Most importantly, what happens when all this occurs at the same time?
The common sense answer is you've blended together the perfect recipe for a national financial disaster.
A tax cut that is weighted disproportionately toward the wealthy is likely to go into unproductive investments (after all, buying stock provides a benefit to the guy who previously bought it at a lower price, not a company, unless you're buying into an IPO, and don't get me started on hedge funds). The financial benefit of corporate tax cuts may go disproportionately overseas. The middle class, which doesn't get the bulk of the benefit directly from the cut, also doesn't benefit when small and medium size businesses don't see an uptick in consumer spending and employers spend their cuts on executive bonuses.

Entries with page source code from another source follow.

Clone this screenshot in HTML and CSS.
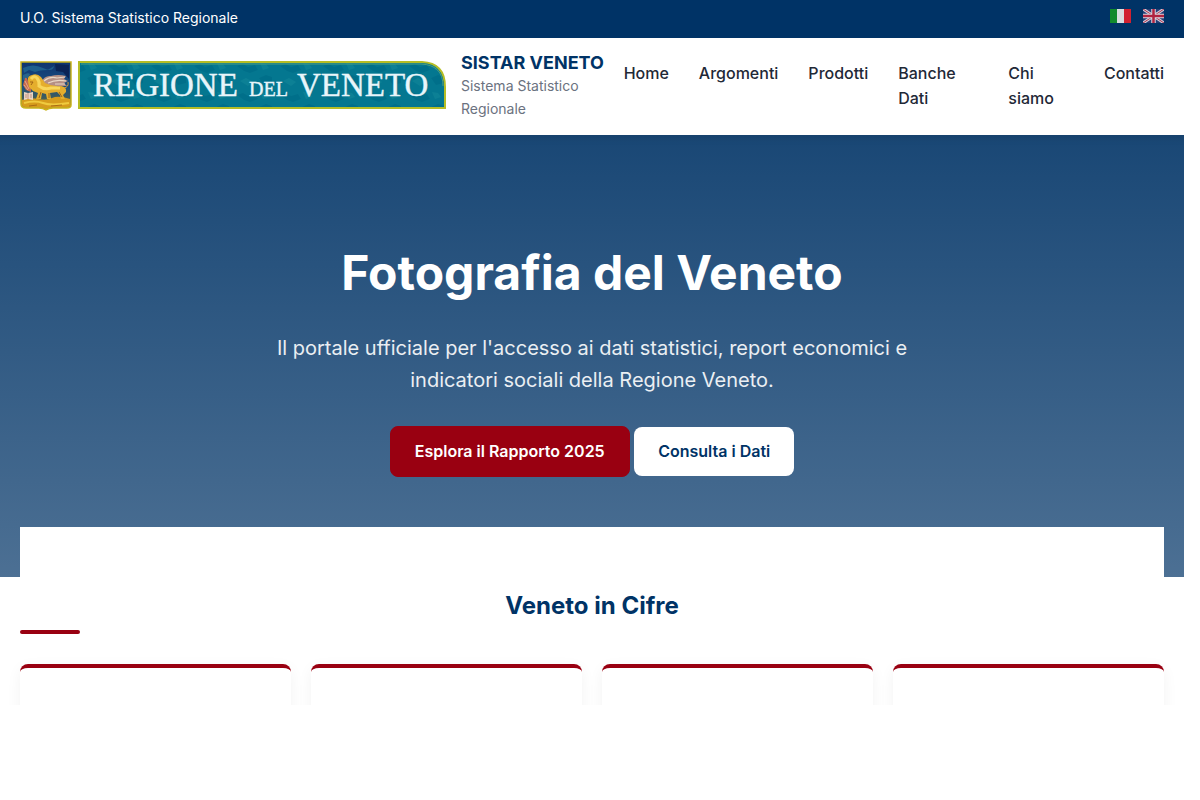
FILE: index.html
```html
<!DOCTYPE html>
<html lang="it">
<head>
    <meta charset="UTF-8">
    <meta name="viewport" content="width=device-width, initial-scale=1.0">
    <title>SISTAR Veneto</title>
    <link rel="stylesheet" href="styles.css">
</head>
<body>
<div class="top-bar">
    <div class="container top-bar-inner">
        <span>U.O. Sistema Statistico Regionale</span>
        <div class="languages">
            <a href="#it" aria-label="Italiano">
                <svg class="flag" viewBox="0 0 21 14">
                    <rect width="21" height="14" fill="#f1f1ee"/>
                    <rect width="7" height="14" fill="#159427"/>
                    <rect x="14" width="7" height="14" fill="#e8202b"/>
                </svg>
            </a>
            <a href="#en" aria-label="English">
                <svg class="flag" viewBox="0 0 21 14">
                    <rect width="21" height="14" fill="#293f78"/>
                    <path d="M0 0L21 14M21 0L0 14" stroke="#e8dfe6" stroke-width="3"/>
                    <path d="M0 0L21 14M21 0L0 14" stroke="#c4324a" stroke-width="1"/>
                    <path d="M10.5 0V14M0 7H21" stroke="#f0e8ec" stroke-width="4.5"/>
                    <path d="M10.5 0V14M0 7H21" stroke="#c4223c" stroke-width="2.5"/>
                </svg>
            </a>
        </div>
    </div>
</div>

<header class="header">
    <div class="container header-inner">
        <a class="brand" href="#home">
            <svg class="logo" viewBox="0 0 426 50" role="img" aria-label="Regione del Veneto">
                <defs>
                    <linearGradient id="sky" x1="0" y1="0" x2="0" y2="1">
                        <stop offset="0" stop-color="#0f3470"/>
                        <stop offset=".5" stop-color="#1b4f80"/>
                        <stop offset=".75" stop-color="#3f5c5c"/>
                        <stop offset="1" stop-color="#d9a11f"/>
                    </linearGradient>
                    <pattern id="teal" width="43" height="29" patternUnits="userSpaceOnUse">
                        <rect width="43" height="29" fill="#047790"/>
                        <path d="M2 5l6-2 5 3 7-2 3 5-8 3-6-2zM24 17l7-3 6 2v6l-8 2z" fill="#006f8a"/>
                        <path d="M25 2l6 1 3 4-6 2zM5 20l6-3 7 4-5 4z" fill="#0c8095"/>
                    </pattern>
                </defs>
                <!-- crest -->
                <path d="M1 1H51V44Q51 47 47 47H33Q29 47 26 49Q23 47 19 47H6Q1 47 1 43Z" fill="url(#sky)"/>
                <path d="M3 7Q13 2 23 7T34 5L28 9Q20 9 15 11L9 9L4 12Z" fill="#1f5f8d"/>
                <path d="M35 3L49 4V18L43 11L36 10Z" fill="#0b2456"/>
                <path d="M3 14Q8 11 10 13L8 17L3 19Z" fill="#28648b"/>
                <path d="M2 39Q10 36 18 38T32 37T50 38V44Q50 46 46 46H33Q29 46 26 48Q23 46 19 46H6Q2 46 2 43Z" fill="#d69c1c"/>
                <path d="M4 42Q15 39 23 42T49 42" fill="none" stroke="#efca3e" stroke-width="2"/>
                <path d="M9 45L17 44M31 45L42 44" stroke="#a96c14" stroke-width="1"/>
                <!-- wings -->
                <path d="M21 21Q25 14 31 15Q38 13 46 15L44 18L48 20L44 22L47 25L34 25L27 25Z" fill="#b58f85"/>
                <path d="M24 20Q30 15 37 17L45 16M28 22Q36 18 46 20M35 23L45 23" fill="none" stroke="#ead8c6" stroke-width="1.2"/>
                <path d="M5 17Q7 16 8 20L11 25L11 31L6 29L3 24Z" fill="#c9694c"/>
                <path d="M5 20L9 28M4 24L8 29" stroke="#e3ab8b" stroke-width="1"/>
                <!-- lion -->
                <path d="M8 20Q7 15 12 14Q17 12 21 16L25 22Q33 26 41 25Q47 26 46 31L43 34L45 38H41L40 34L37 31L30 32L31 38H27L26 33L22 32L21 38H16L18 32L13 30L9 26Z" fill="#e5ae2d"/>
                <path d="M11 18Q14 14 17 17Q20 21 19 25Q24 29 31 27H40" fill="none" stroke="#f8d65b" stroke-width="3"/>
                <path d="M10 21L13 21L11 24M21 31L19 37M29 32V37M39 31L42 36" fill="none" stroke="#a16416" stroke-width="1"/>
                <path d="M44 27Q49 26 48 21" fill="none" stroke="#d99a37" stroke-width="1"/>
                <!-- open book -->
                <path d="M4 31L8 32L13 31V39L8 38L4 39Z" fill="#ead5c4"/>
                <path d="M8 32V38M6 33V37M11 33V37" stroke="#b27566" stroke-width=".7"/>
                <path d="M1 1H51V44Q51 47 47 47H33Q29 47 26 49Q23 47 19 47H6Q1 47 1 43Z" fill="none" stroke="#c9b41c" stroke-width="1.5"/>
                <!-- name plate -->
                <path d="M59 1H402Q425 2 425 26V47H59Z" fill="url(#teal)" stroke="#b5bd25" stroke-width="2"/>
                <path d="M61 3H401Q423 4 423 25" fill="none" stroke="#4c9c81" stroke-width="1"/>
                <g class="logo-text">
                    <text x="73" y="35">REGIONE</text>
                    <text class="logo-text-small" x="229" y="35">DEL</text>
                    <text x="277" y="35">VENETO</text>
                </g>
            </svg>
            <span class="brand-text">
                <strong class="brand-name">SISTAR VENETO</strong>
                <span class="brand-subtitle">Sistema Statistico Regionale</span>
            </span>
        </a>
        <nav>
            <ul class="nav-list">
                <li><a href="#home">Home</a></li>
                <li><a href="#argomenti">Argomenti</a></li>
                <li><a href="#prodotti">Prodotti</a></li>
                <li><a href="#banche-dati">Banche Dati</a></li>
                <li><a href="#chi-siamo">Chi siamo</a></li>
                <li><a href="#contatti">Contatti</a></li>
            </ul>
        </nav>
    </div>
</header>

<section class="hero">
    <div class="container">
        <h1>Fotografia del Veneto</h1>
        <p>Il portale ufficiale per l'accesso ai dati statistici, report economici e indicatori sociali della Regione Veneto.</p>
        <a class="btn btn-primary" href="#rapporto">Esplora il Rapporto 2025</a>
        <a class="btn btn-light" href="#banche-dati">Consulta i Dati</a>
    </div>
</section>

<main class="container">
    <section class="stats">
        <h2>Veneto in Cifre</h2>
        <div class="stats-grid">
            <div class="stat-card"></div>
            <div class="stat-card"></div>
            <div class="stat-card"></div>
            <div class="stat-card"></div>
        </div>
    </section>
</main>
</body>
</html>
```
FILE: styles.css
```css
:root {
    --primary: #003366;
    --accent: #990011;
    --text: #1f2937;
    --muted: #6b7280;
}
* {
    box-sizing: border-box;
    margin: 0;
    padding: 0;
}
html {
    background: white;
    padding-right: 16px;
}
body {
    font-family: Inter, sans-serif;
    font-size: 16px;
    line-height: 25px;
    color: var(--text);
}
a {
    color: inherit;
    text-decoration: none;
}
.container {
    max-width: 1200px;
    margin: 0 auto;
    padding: 0 20px;
}
.top-bar {
    background: var(--primary);
    color: white;
    font-size: 14px;
    line-height: 22px;
    padding: 7px 0 9px;
}
.top-bar-inner {
    display: flex;
    justify-content: space-between;
}
.languages {
    display: flex;
    gap: 12px;
}
.flag {
    display: block;
    width: 21px;
    height: 14px;
    margin-top: 2px;
    opacity: 0.9;
}
.header {
    background: white;
    padding: 14px 0 15px;
}
.header-inner {
    display: flex;
    justify-content: space-between;
    align-items: center;
}
.brand {
    display: flex;
    align-items: center;
    gap: 15px;
}
.logo {
    flex-shrink: 0;
    width: 426px;
    height: 50px;
}
.logo-text {
    font-family: "Liberation Serif", serif;
    font-size: 33px;
    fill: #e8f5fa;
    stroke: #e8f5fa;
    stroke-width: 0.4;
}
.logo-text-small {
    font-size: 20px;
}
.brand-name {
    display: block;
    font-size: 18px;
    line-height: 22px;
    font-weight: 700;
    color: var(--primary);
}
.brand-subtitle {
    display: block;
    font-size: 14px;
    line-height: 23px;
    color: var(--muted);
}
.nav-list {
    display: flex;
    gap: 30px;
    list-style: none;
    font-weight: 500;
}
.hero {
    background: linear-gradient(rgba(0, 51, 102, 0.9), rgba(0, 51, 102, 0.7));
    box-shadow: inset 0 10px 8px -8px rgba(0, 0, 0, 0.1);
    color: white;
    text-align: center;
    padding: 100px 0;
}
.hero h1 {
    font-size: 48px;
    line-height: 75px;
    font-weight: 700;
    margin-bottom: 22px;
}
.hero p {
    max-width: 700px;
    margin: 0 auto 30px;
    font-size: 20px;
    line-height: 32px;
    opacity: 0.9;
}
.btn {
    display: inline-block;
    padding: 12px 24px;
    border-radius: 8px;
    font-weight: 600;
}
.btn-primary {
    background: var(--accent);
    border: 1px solid var(--accent);
    color: white;
}
.btn-light {
    background: white;
    color: var(--primary);
}
.stats {
    position: relative;
    margin-top: -50px;
    padding-top: 60px;
    background: white;
}
.stats h2 {
    font-size: 24px;
    line-height: 38px;
    font-weight: 700;
    text-align: center;
    color: var(--primary);
}
.stats h2::after {
    content: "";
    display: block;
    width: 60px;
    height: 4px;
    margin-top: 5px;
    border-radius: 2px;
    background: var(--accent);
}
.stats-grid {
    display: grid;
    grid-template-columns: repeat(4, 1fr);
    gap: 20px;
    margin: 10px -20px 0;
    padding: 20px 20px 0;
    overflow: hidden;
}
.stat-card {
    height: 60px;
    margin-bottom: -19px;
    background: white;
    border-top: 4px solid var(--accent);
    border-radius: 8px;
    box-shadow: 0 4px 15px rgba(0, 0, 0, 0.05);
}
```
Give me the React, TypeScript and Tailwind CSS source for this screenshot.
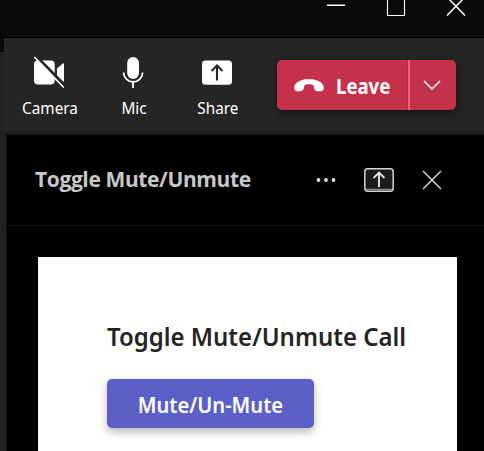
import React from "react";

function ToolButton({ label, children }: { label: string; children: React.ReactNode }) {
  return (
    <button className="flex h-full w-[57px] flex-col items-center">
      <span className="mt-[17px] flex h-9 items-center justify-center">{children}</span>
      <span className="mt-[6px] scale-x-[0.9] text-[17px] leading-[22px] whitespace-nowrap text-white">{label}</span>
    </button>
  );
}

function WindowBar() {
  return (
    <header className="flex h-[38px] shrink-0 border-b border-black bg-[#0a0a0a] pl-[326px]">
      <svg width="150" height="20" viewBox="326 0 150 20" fill="none" stroke="#fff">
        <path d="M327 5.25h18" strokeWidth="1.5" />
        <path d="M387.5-2v17.5h17V-2" strokeWidth="1.1" />
        <path d="M447.5-2.500l17.500 18M464.500-2.500l-17.500 18" strokeWidth="1.5" />
      </svg>
    </header>
  );
}

function CallBar() {
  return (
    <nav className="flex h-[94px] shrink-0 bg-[#252525]">
      <div className="flex gap-[27px] pl-[17px]">
        <ToolButton label="Camera">
          <svg width="35" height="34" viewBox="32 56 35 34">
            <rect x="34" y="60.500" width="20.700" height="24" rx="4" fill="#fff" />
            <path d="M57 68.500l5.800-5q1.200-.8 1.200.8v16.500q0 1.500-1.200.6l-5.800-4.600z" fill="#fff" />
            <path d="M36.300 56.400l29.500 30" stroke="#252525" strokeWidth="3" />
            <path d="M34.800 57.500l28.500 29.500" stroke="#fff" strokeWidth="1.700" strokeLinecap="round" />
          </svg>
        </ToolButton>
        <ToolButton label="Mic">
          <svg width="25" height="34" viewBox="121 56 25 34">
            <rect x="127.200" y="57" width="11.800" height="22" rx="5.900" fill="#fff" />
            <path d="M123.600 72.500a9.500 9.500 0 0 0 19 0M133 82v6" stroke="#fff" strokeWidth="1.800" fill="none" />
          </svg>
        </ToolButton>
        <ToolButton label="Share">
          <svg width="35" height="34" viewBox="200 56 35 34" fill="none">
            <rect x="202" y="60.500" width="30" height="24.200" rx="3.500" fill="#fff" />
            <path d="M217 80.500V65.500M211.500 71l5.500-5.500 5.500 5.500" stroke="#252525" strokeWidth="2.100" />
          </svg>
        </ToolButton>
      </div>
      <div className="mt-[22px] ml-[31px] flex h-[50px] w-[179px] rounded-[5px] bg-[#c4314b] shadow-[0_3px_7px_rgba(0,0,0,0.45)]">
        <button className="flex w-[131px] items-center rounded-l-[5px] border-r border-[#b52b43] pl-[17px]">
          <svg width="30" height="16" viewBox="0 0 30 16" fill="#fff">
            <path d="M15 2C8 2 1.500 5 .4 9.200c-.5 2.600.5 5 2.600 5h3c2.400 0 3.600-1 4-3.600.2-2 .5-2.600 1.500-2.900 2-.5 5-.5 7 0 1 .3 1.300.9 1.500 2.900.4 2.600 1.600 3.600 4 3.600h3c2.100 0 3.100-2.400 2.600-5C28.500 5 22 2 15 2z" />
          </svg>
          <span className="ml-[12px] origin-left scale-x-[0.885] pt-[4px] text-[21px] font-bold text-white">Leave</span>
        </button>
        <button className="flex flex-1 items-center justify-center border-l-2 border-[#ff5f74] pr-[2px]">
          <svg width="18" height="12" viewBox="0 0 18 12" fill="none">
            <path d="M1 2l8 8 8-8" stroke="#fff" strokeWidth="1.500" />
          </svg>
        </button>
      </div>
    </nav>
  );
}

function PanelHeader() {
  return (
    <div className="flex h-[91px] shrink-0 items-center border-b border-[#161616] pl-[28px] text-[#c8c8c8]">
      <h2 className="w-[280px] shrink-0 font-['Open_Sans',sans-serif] text-[21px] font-bold tracking-[-0.38px] whitespace-nowrap">Toggle Mute/Unmute</h2>
      <svg width="22" height="8" viewBox="0 0 22 8" fill="#e0e0e0">
        <circle cx="3.500" cy="4" r="1.900" />
        <circle cx="11" cy="4" r="1.900" />
        <circle cx="18.500" cy="4" r="1.900" />
      </svg>
      <svg className="ml-[27px] shrink-0" width="30" height="24" viewBox="0 0 30 24" fill="none">
        <rect x=".8" y=".8" width="28.400" height="22.400" rx="3" fill="#1b1b1b" stroke="#d4d4d4" strokeWidth="1.500" />
        <path d="M2 21.500h26" stroke="#858585" strokeWidth="1.600" />
        <path d="M15 19V5M9.500 10L15 4.500l5.500 5.500" stroke="#e4e4e4" strokeWidth="1.900" />
      </svg>
      <svg className="ml-[28px] shrink-0" width="20" height="20" viewBox="0 0 20 20">
        <path d="M1 1l18 18M19 1L1 19" stroke="#d8d8d8" strokeWidth="1.500" />
      </svg>
    </div>
  );
}

export default function App() {
  return (
    <div className="flex h-[451px] w-[484px] flex-col overflow-hidden bg-[#202020] font-['Noto_Sans','Open_Sans',sans-serif]">
      <WindowBar />
      <div className="flex min-h-0 flex-1">
        <div className="w-[4px] shrink-0 bg-[#212121]">
          <div className="h-[14px] border-b border-black bg-[#0a0a0a]" />
        </div>
        <div className="flex min-w-0 flex-1 flex-col">
          <CallBar />
          <div className="h-[3px] shrink-0 bg-[#1d1d1d]" />
          <main className="ml-[2px] flex min-h-0 flex-1 flex-col border-l border-[#101010] bg-black">
            <PanelHeader />
            <section className="mt-[31px] ml-[31px] flex w-[419px] flex-1 flex-col bg-white pl-[69px]">
              <h1 className="mt-[61px] w-[320px] origin-left scale-x-[0.922] text-[26px] leading-[36px] font-semibold whitespace-nowrap text-[#252423]">Toggle Mute/Unmute Call</h1>
              <button className="mt-[25px] flex h-[49px] w-[207px] items-center justify-center rounded-[5px] bg-[#5b5fc7] pt-[2px] text-[22px] font-semibold whitespace-nowrap text-white shadow-[0_4px_8px_rgba(0,0,0,0.28)]">
                <span className="scale-x-[0.915]">Mute/Un-Mute</span>
              </button>
            </section>
          </main>
        </div>
      </div>
    </div>
  );
}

Steady or increasing government expenditures in the face of tax cuts increase debt -- but with little economic stimulation to generate the revenue to pay off the debt. Massive military spending exacerbates the debt issue and plants a financial time bomb off into the future.
And finally, a failure of government to maintain infrastructure and provide robust essential services (think food inspection, border enforcement, education, public safety) almost guarantees an economic shock down the road.
You can probably think of dozens of other combinations of wrong-headed tax cuts and policy decisions that would be equally bad. (This just happens to be the one we have.) The important message is that when appropriate, tax cuts are a marvelous tool for managing the economy for the good of all Americans. But they're not always, in every permutation, a good thing.
I expect the next president and the next Congress to start working to diffuse the crisis that's coming at us like a freight train without brakes. That's going to mean taking steps to fix both the revenue and spending sides of the equation. It can be done fairly and prudently, but not with further tax cuts.